Aku merasa ada yang salah dengan Kardinal Benitez, Paus terpilih. Aku menebak-nebak sekuat tenaga namun tak pernah menduga Benitez mengalami situasi unik dan komplek seperti ini.
Kepada Kardinal Lawrence, Benitez buka-bukaan atas situasinya, tak terkecuali kenapa Paus terdahulu memintanya melakukan 'pengobatan" ke Swiss -- meski ia memilih tidak melakukan hal tersebut.
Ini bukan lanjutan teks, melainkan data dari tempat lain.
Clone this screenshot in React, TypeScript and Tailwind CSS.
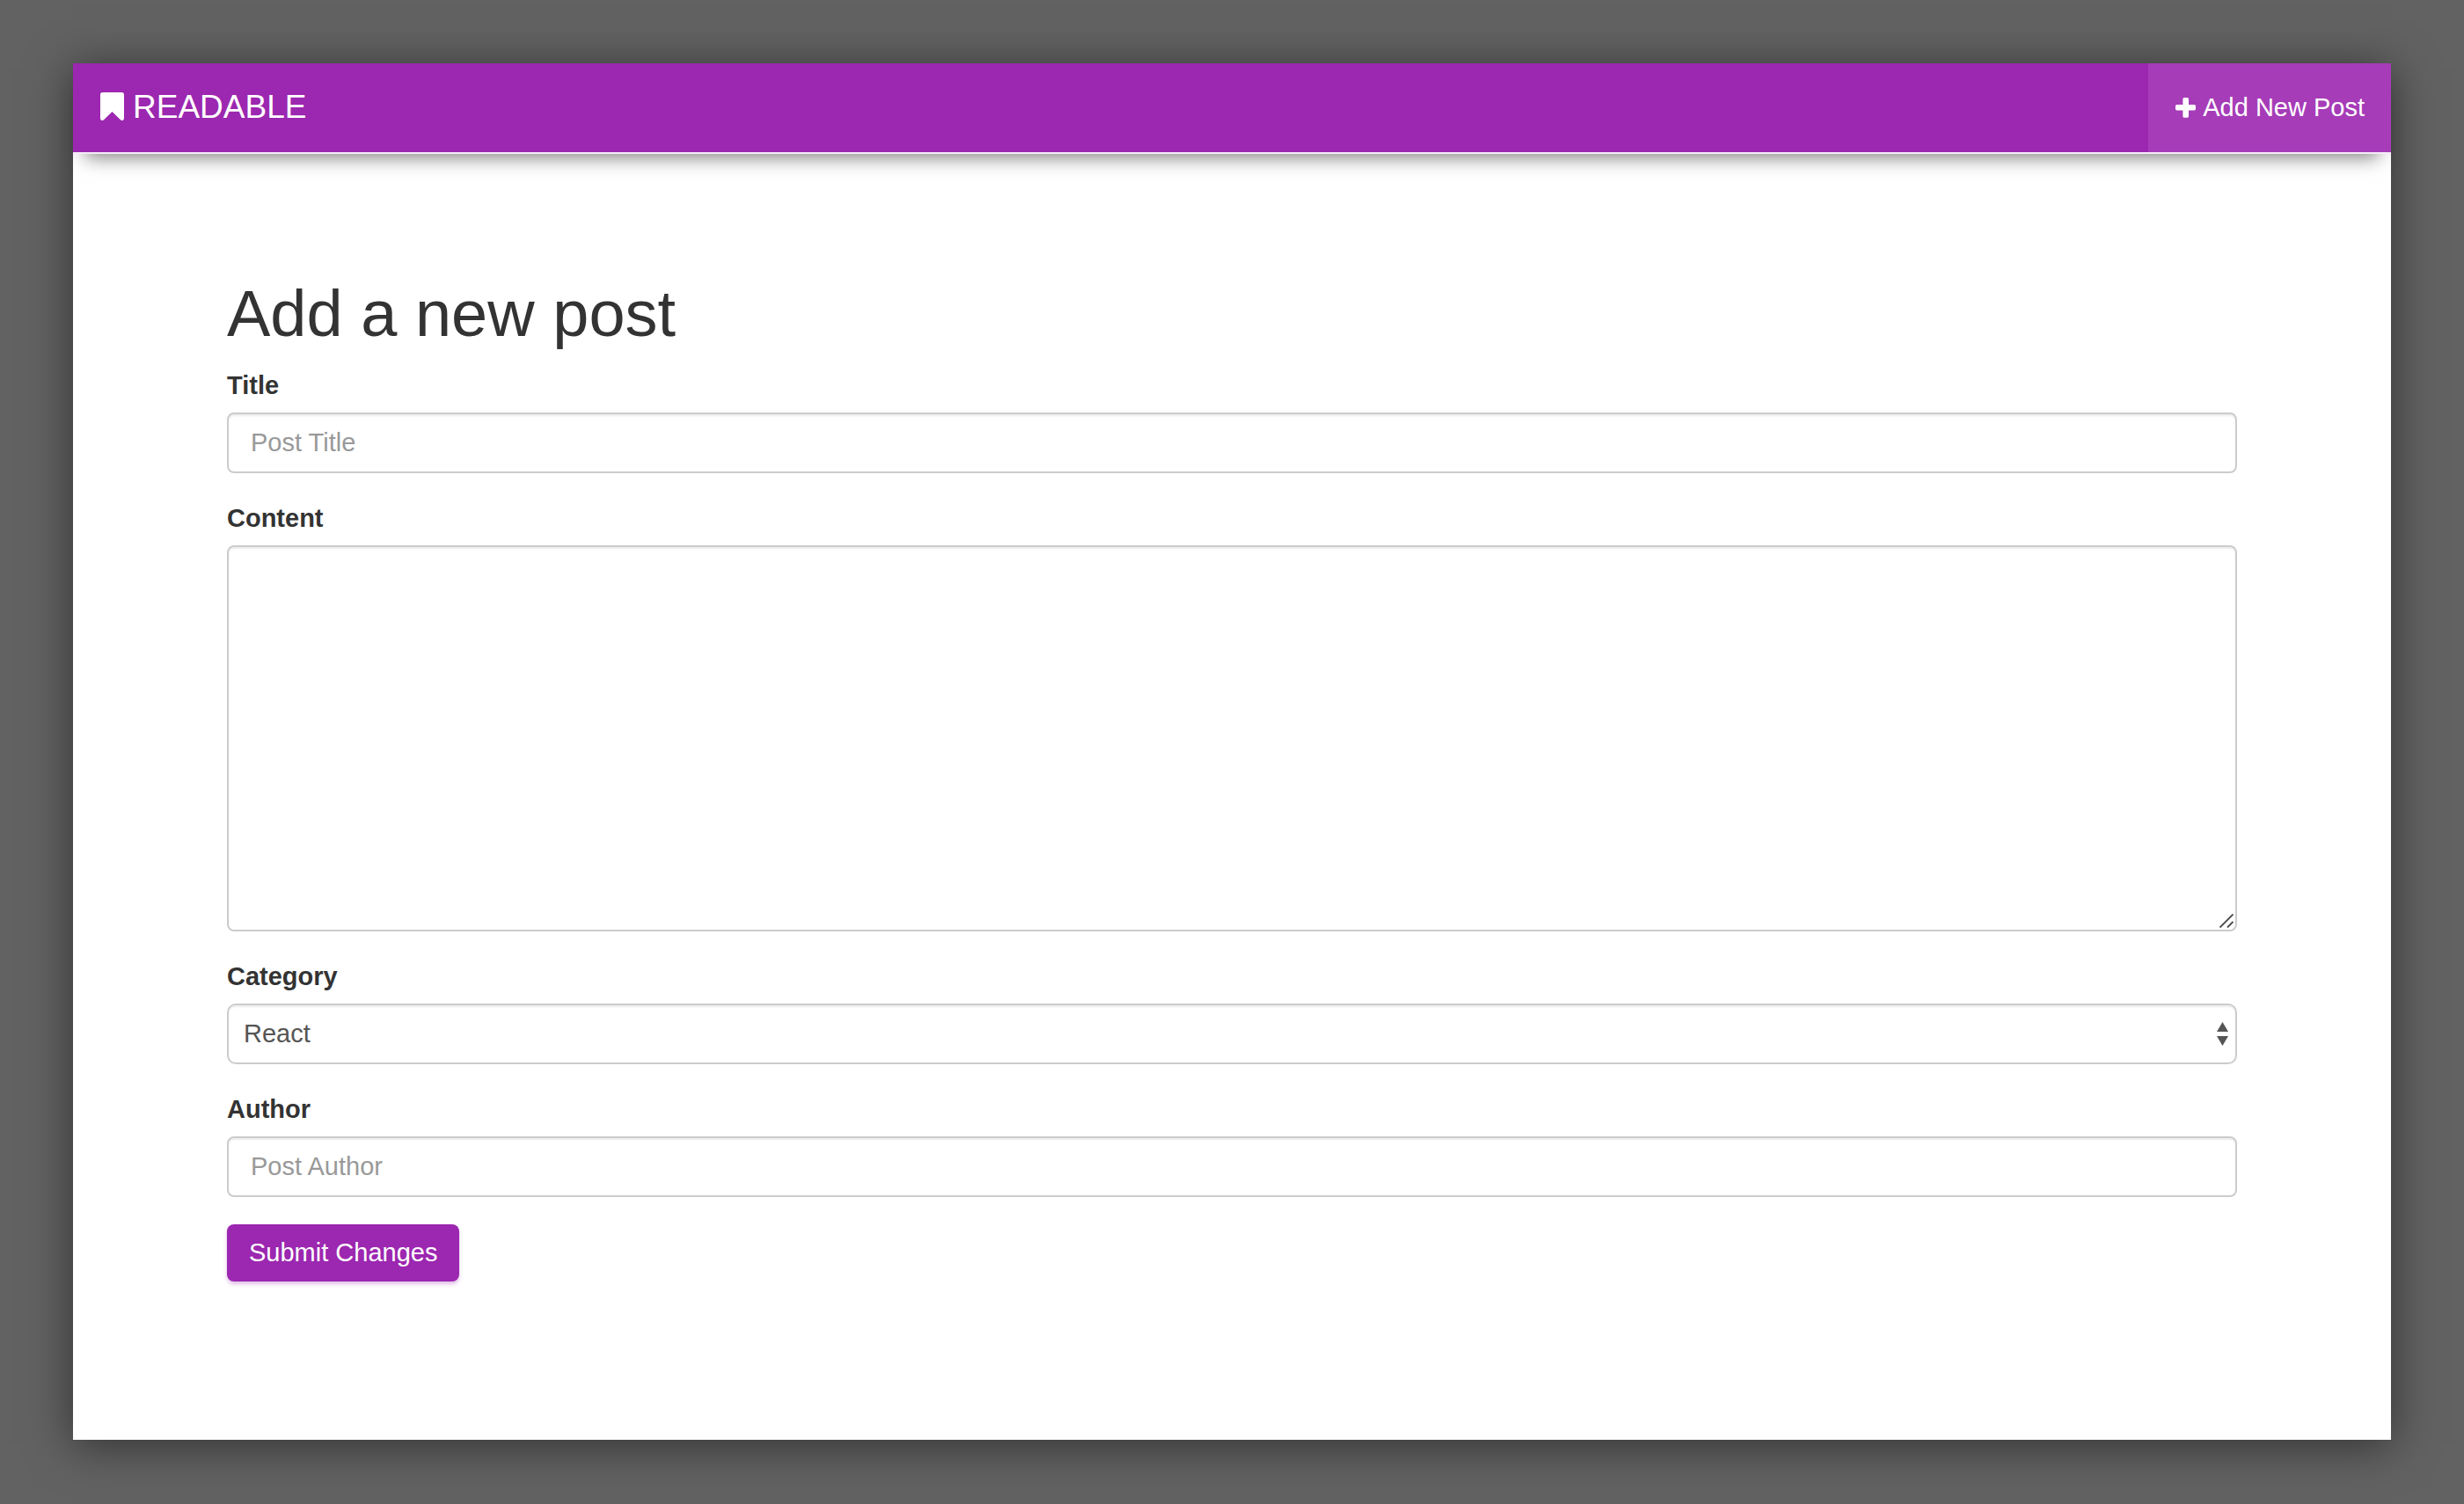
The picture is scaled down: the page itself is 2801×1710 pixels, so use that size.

Kamu boleh percaya boleh tidak. Aku sempat mempause film sejenak, hanya untuk menggoogling istilah yang disampaikan Benitez. Tidak hanya itu, aku pergi ke Youtube untuk lebih memahami prosedur teknis dari istilah tersebut.
"...Laparoscopic hysterectomy. I am what God made me. And perhaps it is my difference that will make me more useful. I think again of your sermon. I know what it is to exist," ujar Benitez kepada Lawrence yang telihat masih syok dengan pengakuan Benitez.
"..there is one sin which I have come to fear above all others. Certainty. Certainty is the great enemy of unity. Certainty is the deadly enemy of tolerance. Even Christ was not certain at the end. He cried out in his agony at the ninth hour on the cross. Our faith is a living thing precisely because it walks hand in hand with doubt. If there was only certainty and no doubt, there would be no mystery. And therefore no need for faith. Let us pray that God will grant us a pope who doubts. And let him grant us a pope who sins and asks for forgiveness and who carries on."
Conclave menurutku menawarkan kemungkinan --bahkan terhadap sesuatu yang selama ini telah kita anggap bersifat pasti sekalipun; termasuk dalam hal kepastian jenis kelamin. Kemungkinan hanya bisa terjadi kalau kita kita tidak mengunci semuanya dengan label "kepastian,"
Tidak ada yang pasti, bahkan terhadap jaminan keselamatan yang selama ini, katakanlah, ditawarkan oleh agama/keyakinan kita.
Keyakinan bahwa semua bersifat pasti akan membuat kita tidak toleran dan mematikan peradaban. Harris dan Berger telah melakukan "kekurangajaran yang sempurna" dengan cara menawarkan kemungkinan radikal di tubuh kepausan.
Jika tidak ingin mengalami misteriusitas yang intens dalam beragama, sebaiknya tidak perlu menonton Conclave. Sangat mungkin film ini akan dilabeli menista agama seandainya terjadi di agamaku.